Multi-Modal Spectroscopy Theory for Ultrafast Control of Rabi Oscillations

TL;DR

This paper introduces a generalized sensor method for simplified, real-time multi-modal spectroscopy in cavity QED, enabling ultrafast control and observation of Rabi oscillations through spectral manipulation.

Contribution

The paper develops a new sensor-based approach to efficiently analyze nonstationary quantum dynamics in multi-oscillator cQED systems, facilitating ultrafast spectral control.

Findings

Real-time observation of supermode emergence and disappearance.

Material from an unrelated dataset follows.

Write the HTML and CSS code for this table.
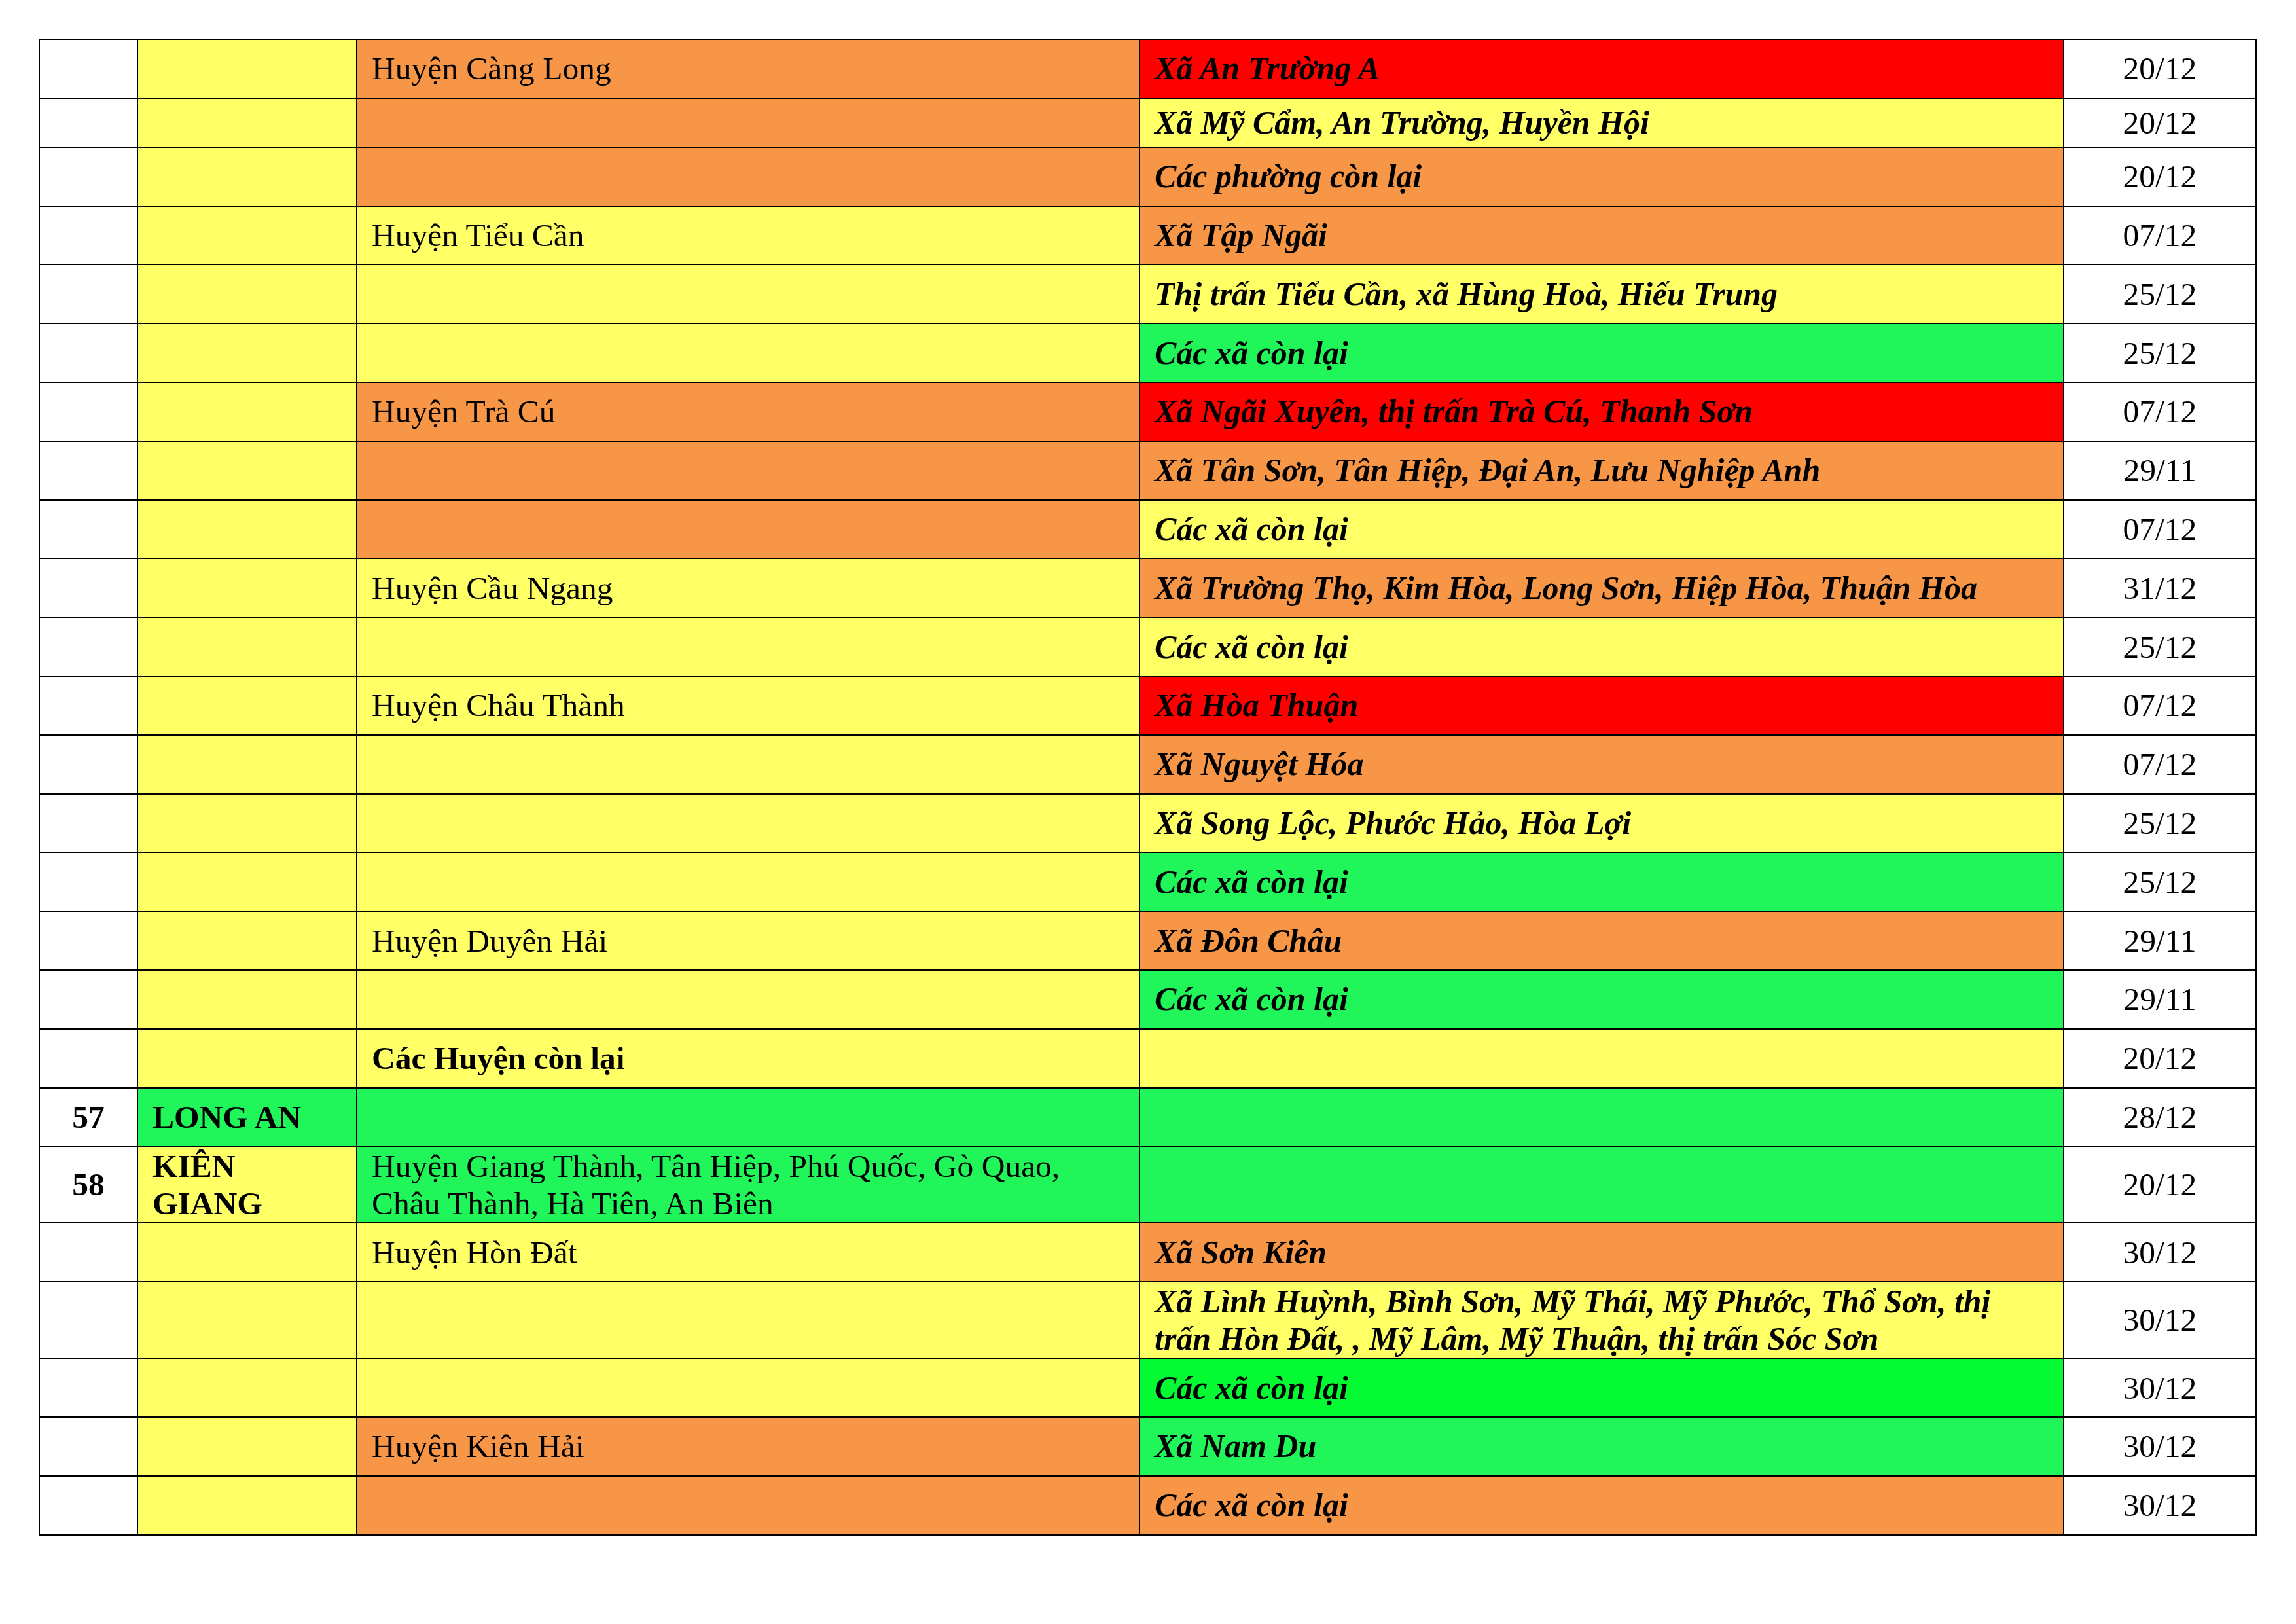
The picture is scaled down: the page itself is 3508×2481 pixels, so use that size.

Ultrafast switching of Rabi oscillations demonstrated.

Sensor method simplifies complex spectral calculations.

Abstract

We propose a three-cavity scheme to realize full control of the emitter-cavity coupling strength in cavity quantum electrodynamics (cQED). The involvement of coupled oscillators gives rise to transient dynamics comprising multiple spectral components, which significantly increases the numerical cost to resolve the fluorescence spectrum in the time domain. A generalized sensor method is hence developed to simplify the calculation process for the characterization of nonstationary quantum dynamics. Multi-modal spectroscopy reveals the emergence, splitting, and disappearance of supermodes in real time. Based on the depletion of the zero-energy supermode, ultrafast switching of Rabi oscillations is demonstrated for time-domain multi-modal spectroscopy. These results exhibit a consistent picture from the spectral control of multiple oscillators to the quantum observation in ultrafast dynamics, which establishes the sensor method as a powerful theoretical tool for the ultrafast spectroscopy of cQED systems.